The options market volume has been growing for the third week in a row. The amount of open interest on deals with an execution date at the end of the third quarter — September 24 increased by 13.7% to 41,395 BTC. The continued inflow of venture capital into the cryptocurrency market is directly affecting the growth in trading activity. Call options transactions accounted for 80% of the increase. The main levels that were traded were 50,000, 64,000 and 88,000. Potentially, they can be the nearest targets of the formed growth.

In terms of the size of the open interest, the options with execution in December are not inferior to the third quarter. There are two main ranges that the market trades in the context of its historically high volatility. The first is at 20,000 and 28,000, where the vast majority of the put options are concentrated, in case of a decline and cessation of the rise. The second starts at 64,000 with local highs at 100,000, 140,000 and 200,000.

The overall market size on all expiration dates is almost unchanged, but the ratio of call and put options has changed significantly. There are two times as many call options, which makes sense in the current environment.

The volume of open interest for options with an execution date of September 24 increased by 10.5% to 288,182 ETH. Put options were most actively traded at 1,600 and 1,920, forming possible near-term support levels. For call options, the main increases in market activity were seen at 5,000, 7,000, and 10,000.

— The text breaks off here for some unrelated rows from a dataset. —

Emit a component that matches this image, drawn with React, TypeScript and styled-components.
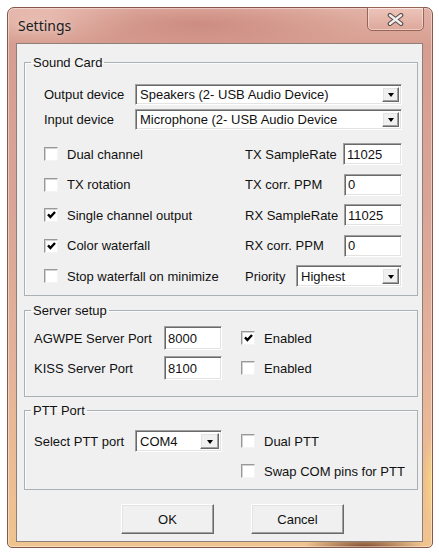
import React from "react";
import styled, { createGlobalStyle } from "styled-components";

const GlobalStyle = createGlobalStyle`
  html, body { margin: 0; padding: 0; background: #ffffff; }
  body {
    font-family: "Liberation Sans", Arial, sans-serif;
    font-size: 13px;
    color: #111;
  }
  * { box-sizing: border-box; }
`;

const Window = styled.div`
  width: 426px;
  height: 541px;
  margin: 7px 0 0 7px;
  border: 1px solid #86584c;
  border-radius: 7px 7px 5px 5px;
  box-shadow: inset 0 0 0 1px rgba(255, 255, 255, 0.4);
  background:
    radial-gradient(ellipse 60px 14px at 84% 100%, rgba(90, 40, 20, 0.75), transparent),
    radial-gradient(ellipse 8px 50px at 100% 88%, rgba(250, 215, 120, 0.9), transparent),
    radial-gradient(ellipse 170px 30px at 45% 3%, rgba(195, 120, 110, 0.6), transparent),
    radial-gradient(ellipse 90px 25px at 10% 2%, rgba(240, 200, 190, 0.6), transparent),
    linear-gradient(to bottom, #e2b2a6 0%, #d69e90 7%, #d9a496 35%, #e4b29a 65%, #eebf93 90%, #f0c48e 100%);
  display: flex;
  flex-direction: column;
  padding: 0 9px 5px 8px;
`;

const TitleBar = styled.div`
  height: 35px;
  display: flex;
  align-items: flex-start;
  justify-content: space-between;
`;

const Title = styled.div`
  margin-left: 2px;
  line-height: 35px;
  font-family: "Noto Sans", "Open Sans", sans-serif;
  font-size: 14px;
  color: #1b1b1b;
  text-shadow: 0 0 6px rgba(255, 255, 255, 0.55);
`;

const CloseButton = styled.div`
  width: 57px;
  height: 24px;
  margin: -1px -1px 0 0;
  border: 1px solid #996557;
  border-radius: 0 0 5px 5px;
  background: linear-gradient(to bottom, rgba(255, 230, 222, 0.35), rgba(230, 170, 155, 0.2));
  box-shadow: inset 0 0 0 1px rgba(255, 255, 255, 0.4);
  display: flex;
  align-items: center;
  justify-content: center;
`;

const Client = styled.div`
  flex: 1;
  background: #f0f0f0;
  border: 1px solid #8f7f7a;
  display: flex;
  flex-direction: column;
  padding: 0 4px 0 7px;
`;

const Group = styled.fieldset<{ $top: number; $pad: string }>`
  margin: ${(p) => p.$top}px 0 0 0;
  padding: ${(p) => p.$pad};
  border: 1px solid #aab1b5;
  box-shadow: inset 1px 1px 0 #fbfbfb;
  min-width: 0;
`;

const Legend = styled.legend<{ $shift: number }>`
  margin-left: ${(p) => p.$shift}px;
  padding: 0 2px;
  line-height: 15px;
  font-size: 13px;
  color: #111;
`;

const DeviceGrid = styled.div`
  display: grid;
  grid-template-columns: 91px 1fr;
  row-gap: 4px;
  align-items: center;
`;

const Label = styled.span`
  white-space: nowrap;
`;

const OptionsGrid = styled.div`
  margin-top: 13px;
  display: grid;
  grid-template-columns: 201px 1fr;
  grid-auto-rows: 22px;
  row-gap: 8.5px;
  align-items: center;
`;

const FieldPair = styled.div`
  display: flex;
  align-items: center;
  justify-content: space-between;
  height: 100%;
`;

const sunken = `
  border: 1px solid;
  border-color: #a0a0a0 #ffffff #ffffff #a0a0a0;
  box-shadow: inset 1px 1px 0 #696969, inset -1px -1px 0 #e3e3e3;
`;

const raised = `
  border: 1px solid;
  border-color: #ffffff #696969 #696969 #ffffff;
  box-shadow: inset -1px -1px 0 #a0a0a0, inset 1px 1px 0 #e3e3e3;
`;

const TextField = styled.div<{ $w: number; $h: number }>`
  ${sunken}
  width: ${(p) => p.$w}px;
  height: ${(p) => p.$h}px;
  background: #fff;
  padding-left: 3px;
  display: flex;
  align-items: center;
  color: #111;
`;

const Combo = styled.div<{ $w?: number; $h: number }>`
  ${sunken}
  width: ${(p) => (p.$w ? `${p.$w}px` : "100%")};
  height: ${(p) => p.$h}px;
  background: #fff;
  display: flex;
  align-items: stretch;
  padding: 2px;
`;

const ComboText = styled.div`
  flex: 1;
  padding-left: 2px;
  display: flex;
  align-items: center;
  white-space: nowrap;
  overflow: hidden;
  color: #111;
`;

const DropButton = styled.div<{ $w: number }>`
  ${raised}
  width: ${(p) => p.$w}px;
  background: #f0f0f0;
  display: flex;
  align-items: center;
  justify-content: center;
`;

const Arrow = styled.span`
  width: 0;
  height: 0;
  border-left: 3.5px solid transparent;
  border-right: 3.5px solid transparent;
  border-top: 4px solid #000;
  margin-top: 1px;
`;

const CheckRow = styled.label`
  display: flex;
  align-items: center;
  gap: 9px;
  white-space: nowrap;
  height: 100%;
`;

const Box = styled.span`
  width: 14px;
  height: 14px;
  background: #fff;
  border: 1px solid;
  border-color: #999999 #f4f4f4 #f4f4f4 #999999;
  box-shadow: inset 1px 1px 0 #d2d2d2;
  display: flex;
  align-items: center;
  justify-content: center;
  flex: none;
`;

const PortGrid = styled.div<{ $label: number; $field: number }>`
  display: grid;
  grid-template-columns: ${(p) => p.$label}px ${(p) => p.$field}px auto;
  grid-auto-rows: 24px;
  row-gap: 6px;
  align-items: center;
`;

const CheckCell = styled.div<{ $col?: number }>`
  margin-left: 19px;
  height: 100%;
  grid-column: ${(p) => p.$col ?? "auto"};
`;

const ButtonRow = styled.div`
  margin-top: 14px;
  padding-left: 97px;
  display: flex;
  gap: 37px;
`;

const Button = styled.div`
  ${raised}
  width: 93px;
  height: 30px;
  background: #f0f0f0;
  display: flex;
  align-items: center;
  justify-content: center;
  color: #111;
`;

const Check = ({ checked, label }: { checked?: boolean; label: string }) => (
  <CheckRow>
    <Box>
      {checked && (
        <svg width="9" height="8" viewBox="0 0 9 8">
          <polyline points="1,3.4 3.4,6 8,1" fill="none" stroke="#000" strokeWidth="2.4" />
        </svg>
      )}
    </Box>
    {label}
  </CheckRow>
);

const ComboBox = ({ value, w, h, btn = 17 }: { value: string; w?: number; h: number; btn?: number }) => (
  <Combo $w={w} $h={h}>
    <ComboText>{value}</ComboText>
    <DropButton $w={btn}>
      <Arrow />
    </DropButton>
  </Combo>
);

export default function App() {
  return (
    <>
      <GlobalStyle />
      <Window>
        <TitleBar>
          <Title>Settings</Title>
          <CloseButton>
            <svg width="17" height="13" viewBox="0 0 17 13">
              <path d="M3 2.2 L14 10.8 M14 2.2 L3 10.8" stroke="#5d4c49" strokeWidth="4.6" strokeLinecap="round" />
              <path d="M3 2.2 L14 10.8 M14 2.2 L3 10.8" stroke="#efefef" strokeWidth="2.4" strokeLinecap="round" />
            </svg>
          </CloseButton>
        </TitleBar>
        <Client>
          <Group $top={11} $pad="14px 15px 8px 19px">
            <Legend $shift={-13}>Sound Card</Legend>
            <DeviceGrid>
              <Label>Output device</Label>
              <ComboBox value="Speakers (2- USB Audio Device)" h={21} />
              <Label>Input device</Label>
              <ComboBox value="Microphone (2- USB Audio Device" h={21} />
            </DeviceGrid>
            <OptionsGrid>
              <Check label="Dual channel" />
              <FieldPair>
                <Label>TX SampleRate</Label>
                <TextField $w={59} $h={22}>11025</TextField>
              </FieldPair>
              <Check label="TX rotation" />
              <FieldPair>
                <Label>TX corr. PPM</Label>
                <TextField $w={58} $h={22}>0</TextField>
              </FieldPair>
              <Check checked label="Single channel output" />
              <FieldPair>
                <Label>RX SampleRate</Label>
                <TextField $w={58} $h={22}>11025</TextField>
              </FieldPair>
              <Check checked label="Color waterfall" />
              <FieldPair>
                <Label>RX corr. PPM</Label>
                <TextField $w={58} $h={22}>0</TextField>
              </FieldPair>
              <Check label="Stop waterfall on minimize" />
              <FieldPair>
                <Label>Priority</Label>
                <ComboBox value="Highest" w={106} h={22} />
              </FieldPair>
            </OptionsGrid>
          </Group>

          <Group $top={7} $pad="8px 15px 16px 9px">
            <Legend $shift={-3}>Server setup</Legend>
            <PortGrid $label={130} $field={58}>
              <Label>AGWPE Server Port</Label>
              <TextField $w={58} $h={24}>8000</TextField>
              <CheckCell>
                <Check checked label="Enabled" />
              </CheckCell>
              <Label>KISS Server Port</Label>
              <TextField $w={58} $h={24}>8100</TextField>
              <CheckCell>
                <Check label="Enabled" />
              </CheckCell>
            </PortGrid>
          </Group>

          <Group $top={6} $pad="11px 15px 6px 9px">
            <Legend $shift={-3}>PTT Port</Legend>
            <PortGrid $label={101} $field={87}>
              <Label>Select PTT port</Label>
              <ComboBox value="COM4" w={87} h={22} btn={19} />
              <CheckCell>
                <Check label="Dual PTT" />
              </CheckCell>
              <CheckCell $col={3}>
                <Check label="Swap COM pins for PTT" />
              </CheckCell>
            </PortGrid>
          </Group>

          <ButtonRow>
            <Button>OK</Button>
            <Button>Cancel</Button>
          </ButtonRow>
        </Client>
      </Window>
    </>
  );
}
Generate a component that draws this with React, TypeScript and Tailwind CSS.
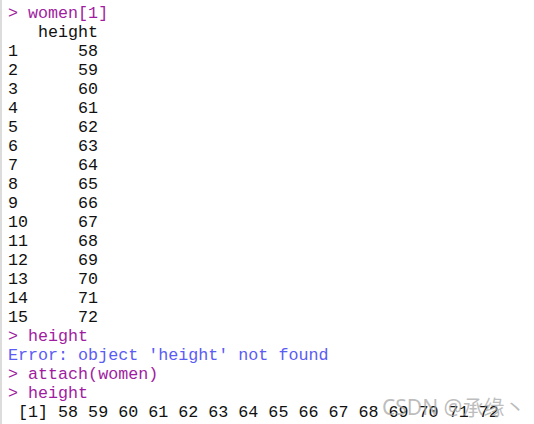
import React from 'react';

const rows = [58, 59, 60, 61, 62, 63, 64, 65, 66, 67, 68, 69, 70, 71, 72];

const Cmd: React.FC<{ text: string }> = ({ text }) => (
  <div className="text-[#a01ca0] whitespace-pre">{'> ' + text}</div>
);

export default function App() {
  return (
    <div className="relative w-[534px] h-[424px] overflow-hidden bg-white">
      <div className="h-full border-l-2 border-[#dcdcdc] pl-[6px] pt-[4px] font-['Liberation_Mono',monospace] text-[16.7px] leading-[19px] text-[#111]">
        <Cmd text="women[1]" />
        <div className="whitespace-pre">{'   height'}</div>
        {rows.map((v, i) => (
          <div key={v} className="whitespace-pre">
            {String(i + 1).padEnd(7, ' ') + v}
          </div>
        ))}
        <Cmd text="height" />
        <div className="text-[#5b5bf5] whitespace-pre">Error: object 'height' not found</div>
        <Cmd text="attach(women)" />
        <Cmd text="height" />
        <div className="whitespace-pre">{' [1] ' + rows.join(' ')}</div>
      </div>
      {/* watermark */}
      <div className="absolute left-[382px] top-[394px] text-[21px] leading-[26px] text-[#a8a8a8]/75 font-['Noto_Sans','Noto_Sans_CJK_SC',sans-serif] whitespace-pre">
        CSDN @承缘丶
      </div>
    </div>
  );
}
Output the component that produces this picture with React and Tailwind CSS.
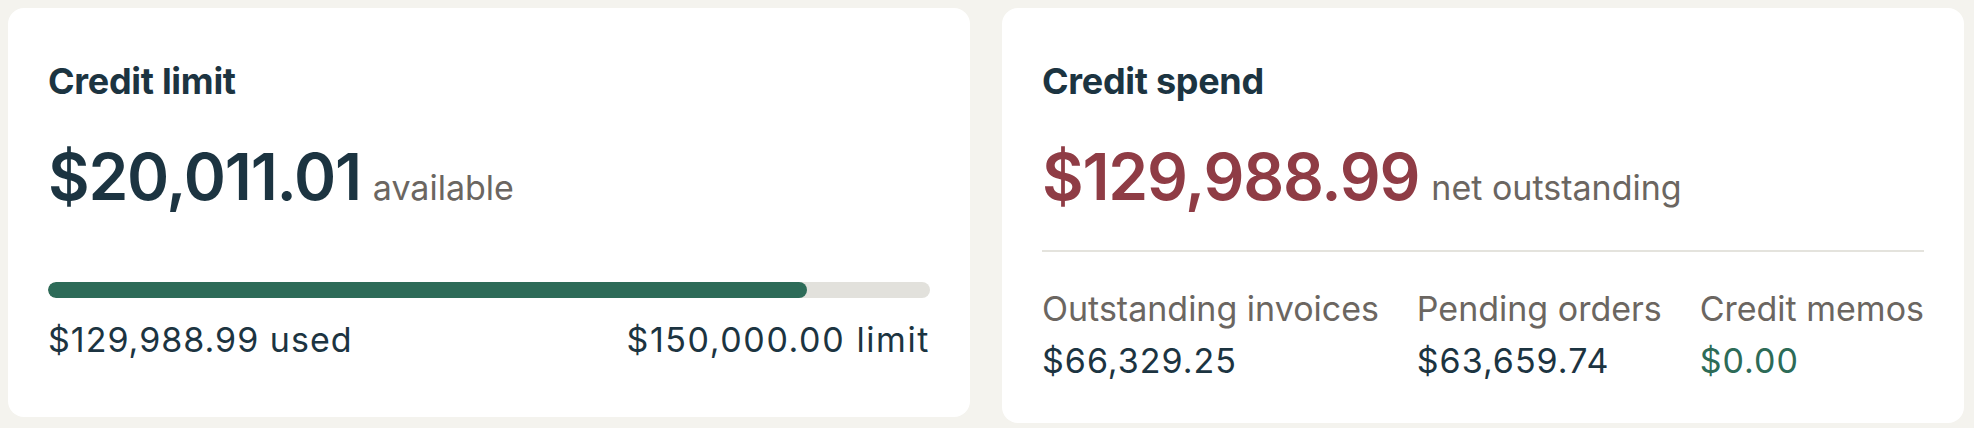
import React from 'react'

const font = { fontFamily: 'Inter, "Liberation Sans", sans-serif' }

const stats = [
  { label: 'Outstanding invoices', value: '$66,329.25', tone: 'text-[#1c3441]' },
  { label: 'Pending orders', value: '$63,659.74', tone: 'text-[#1c3441]' },
  { label: 'Credit memos', value: '$0.00', tone: 'text-[#2d6b57]' },
]

function Heading({ children }) {
  return <h2 className="text-[36px] leading-[40px] font-bold text-[#1c3441] tracking-[-0.3px]">{children}</h2>
}

function Amount({ value, note, color }) {
  return (
    <div className="mt-10 flex items-baseline">
      <span className={`text-[64px] leading-[72px] font-semibold tracking-[-1.2px] ${color}`}>{value}</span>
      <span className="ml-3 text-[34px] leading-[40px] text-[#6b6661]">{note}</span>
    </div>
  )
}

export default function App() {
  return (
    <div style={font} className="w-[1974px] h-[428px] bg-[#f4f3ee] pl-2 pr-[10px] pt-2">
      <div className="grid grid-cols-2 gap-8 items-start">
        {/* credit limit */}
        <div className="bg-white rounded-2xl px-10 pt-[53px] pb-[57px]">
          <Heading>Credit limit</Heading>
          <Amount value="$20,011.01" note="available" color="text-[#1c3441]" />
          <div className="mt-[69px] h-4 rounded-full bg-[#e2e1dc] overflow-hidden">
            <div className="h-full w-[86%] rounded-full bg-[#2d6b58]" />
          </div>
          <div className="mt-[22px] flex justify-between text-[34px] leading-[40px] tracking-[1px] text-[#1c3441]">
            <span>$129,988.99 used</span>
            <span className="tracking-[1.6px]">$150,000.00 limit</span>
          </div>
        </div>

        {/* credit spend */}
        <div className="bg-white rounded-2xl px-10 pt-[53px] pb-[42px]">
          <Heading>Credit spend</Heading>
          <Amount value="$129,988.99" note="net outstanding" color="text-[#8f3c45]" />
          <div className="mt-[37px] h-[2px] bg-[#e4e3dd]" />
          <div className="mt-[37px] flex justify-between">
            {stats.map((s) => (
              <div key={s.label} className="flex flex-col gap-3">
                <span className="text-[34px] leading-[40px] text-[#6b6661]">{s.label}</span>
                <span className={`text-[34px] leading-[40px] tracking-[1px] ${s.tone}`}>{s.value}</span>
              </div>
            ))}
          </div>
        </div>
      </div>
    </div>
  )
}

For trades with an execution date in late December, levels in the range of 1,040–1,920 for put options, and 5,000–10,000 for call options are most relevant.

Analyzing the data on options at all execution dates, it should be noted that the value of the levels of 5,000 and 10,000 was the most significant increase in the trading volume of call options.

PRO MODE

In addition to standard market analysis parameters, such as the volume of open positions in futures and options, available to a wide range of readers, under the new category “PRO MODE”, we provide an overview of a number of market parameters that require special training or experience.

MarkIV for short term BTC options (via Derebit info)

The trend of increase in volume and number of call options has only intensified during the past week. Judging by traders’ activity, the market is sure that the rally will not stop there and the growth still has enough potential. The final signal of the end of the summer consolidation could be a test of the 50,000 level.

MarkIV for long term BTC options

For an option with a more extended execution date — in six months and a year, the level of optimism continues to increase with a steady and stable trend.

MarkIV for short term ETH options

After the launch of the “London” update, it became clear that it would not go unnoticed and would have a significant impact on the price and trading of ETH. Increased optimism in the short and medium-term was expected, but the full upside potential appears to have not yet been realized.

MarkIV for long term ETH options

In the long term, with the launch of PoS and ethereum 2.0, it seems that there are no more factors that can negatively affect the upward price movement.